Per Section 143.081 of the Texas Local Government Code, if a question arises as to whether an officer is physically or mentally fit to continue in their capacity, then the officer will need to submit a report to the commission from the officer’s personal physician, psychiatrist or psychologist, as appropriate.


The Code goes on to say that if the commission, department head, or officer disagree with the report, then the commission will appoint a physician, psychiatrist or psychologist, as appropriate, to examine the officer and submit a new report.


If the original report and the second report do not coincide, then the commission will appoint a three-member board composed of a physician, a psychiatrist and a psychologist, or any combination, as appropriate, to examine the officer. Their findings will then determine the officer’s fitness for duty.


Beyond the stress officers endure on the job, a University of Iowa (UI) 2012 report found that officers need sleep for health and performance.


UI’s report, “The effect of work shift and sleep duration on various aspects of police officers’ health,” is the first peer-reviewed look at differences in duration and quality of sleep as it relates to shift work and health risks in the police force, according to the Science Daily.


The report found that officers who sleep fewer than six hours per night are more susceptible to chronic fatigue and health problems, according a July 2012 Science Daily article. Also, the sleep loss could affect officers’ job abilities, thus affecting public safety.


In Kyle, officers out on the street work 84 hours every two weeks, they are assigned 12-hour rotating shifts – some are during the day while others are overnight. Detectives and other office officers work four 10-hour or five 8-hour shifts per week.


Violanti said the negative effects of stress in officers must be “acknowledged, de-stigmatized and treated” and instead used as an opportunity for growth, according to the Science Daily.
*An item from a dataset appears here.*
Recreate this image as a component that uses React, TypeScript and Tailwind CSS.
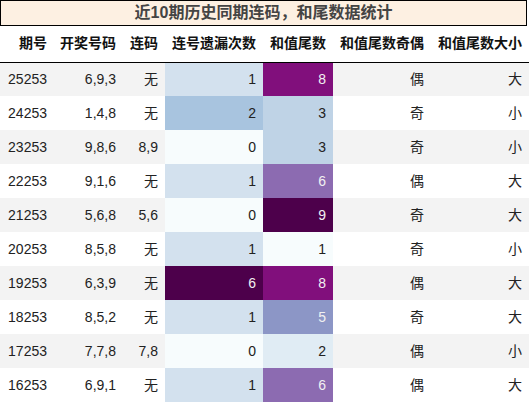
import React from "react";

const c3: Record<string, string> = {
  "0": "bg-[#f7fcfd] text-[#222]",
  "1": "bg-[#d3e1ee] text-[#222]",
  "2": "bg-[#a8c4df] text-[#222]",
  "6": "bg-[#4d004b] text-[#f1f1f1]",
};
const c4: Record<string, string> = {
  "1": "bg-[#f7fcfd] text-[#222]",
  "2": "bg-[#e0ecf4] text-[#222]",
  "3": "bg-[#bfd3e6] text-[#222]",
  "5": "bg-[#8c96c6] text-[#f1f1f1]",
  "6": "bg-[#8c6bb1] text-[#f1f1f1]",
  "8": "bg-[#810f7c] text-[#f1f1f1]",
  "9": "bg-[#4d004b] text-[#f1f1f1]",
};

const rows: string[][] = [
  ["25253", "6,9,3", "无", "1", "8", "偶", "大"],
  ["24253", "1,4,8", "无", "2", "3", "奇", "小"],
  ["23253", "9,8,6", "8,9", "0", "3", "奇", "小"],
  ["22253", "9,1,6", "无", "1", "6", "偶", "大"],
  ["21253", "5,6,8", "5,6", "0", "9", "奇", "大"],
  ["20253", "8,5,8", "无", "1", "1", "奇", "小"],
  ["19253", "6,3,9", "无", "6", "8", "偶", "大"],
  ["18253", "8,5,2", "无", "1", "5", "奇", "大"],
  ["17253", "7,7,8", "7,8", "0", "2", "偶", "小"],
  ["16253", "6,9,1", "无", "1", "6", "偶", "大"],
];

const headers = ["期号", "开奖号码", "连码", "连号遗漏次数", "和值尾数", "和值尾数奇偶", "和值尾数大小"];
const widths = ["w-[54px]", "w-[69px]", "w-[42px]", "w-[98px]", "w-[70px]", "w-[98px]", "w-[98px]"];

export default function App() {
  return (
    <div
      className="w-[530px] h-[403px] bg-white overflow-hidden"
      style={{ fontFamily: '"Liberation Sans", "Noto Sans CJK SC", sans-serif' }}
    >
      <div className="w-[527px] h-[26px] border border-black bg-[#fdf0e2] flex items-center justify-center text-[16px] font-bold text-[#444]">
        近10期历史同期连码，和尾数据统计
      </div>
      <table className="w-[529px] border-collapse table-fixed">
        <colgroup>
          {widths.map((w, i) => (
            <col key={i} className={w} />
          ))}
        </colgroup>
        <thead>
          <tr className="h-[36px] border-b border-black">
            {headers.map((h, i) => (
              <th key={i} className="text-right pl-0 pr-[7px] py-0 text-[14px] font-bold text-[#111] whitespace-nowrap">
                {h}
              </th>
            ))}
          </tr>
        </thead>
        <tbody>
          {rows.map((r, ri) => (
            <tr key={ri} className={`h-[34px] ${ri % 2 === 0 ? "bg-[#f3f3f3]" : "bg-white"}`}>
              {r.map((v, ci) => {
                let cls = "text-[#222]";
                if (ci === 3) cls = c3[v];
                if (ci === 4) cls = c4[v];
                return (
                  <td key={ci} className={`text-right pl-0 pr-[7px] py-0 text-[14px] whitespace-nowrap ${cls}`}>
                    {v}
                  </td>
                );
              })}
            </tr>
          ))}
        </tbody>
      </table>
    </div>
  );
}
“Intervention is necessary to help officers deal with this difficult and stressful occupation,” the Science Daily quoted Violanti as saying. “We want to educate them on now to survive 25 years of police work. They need to learn how to relax, how to think differently about things they experience as a cop. There is such a thing as post-traumatic growth. People can grow in a positive way and be better cops and persons after they survive the trauma of police work. That is an important message.”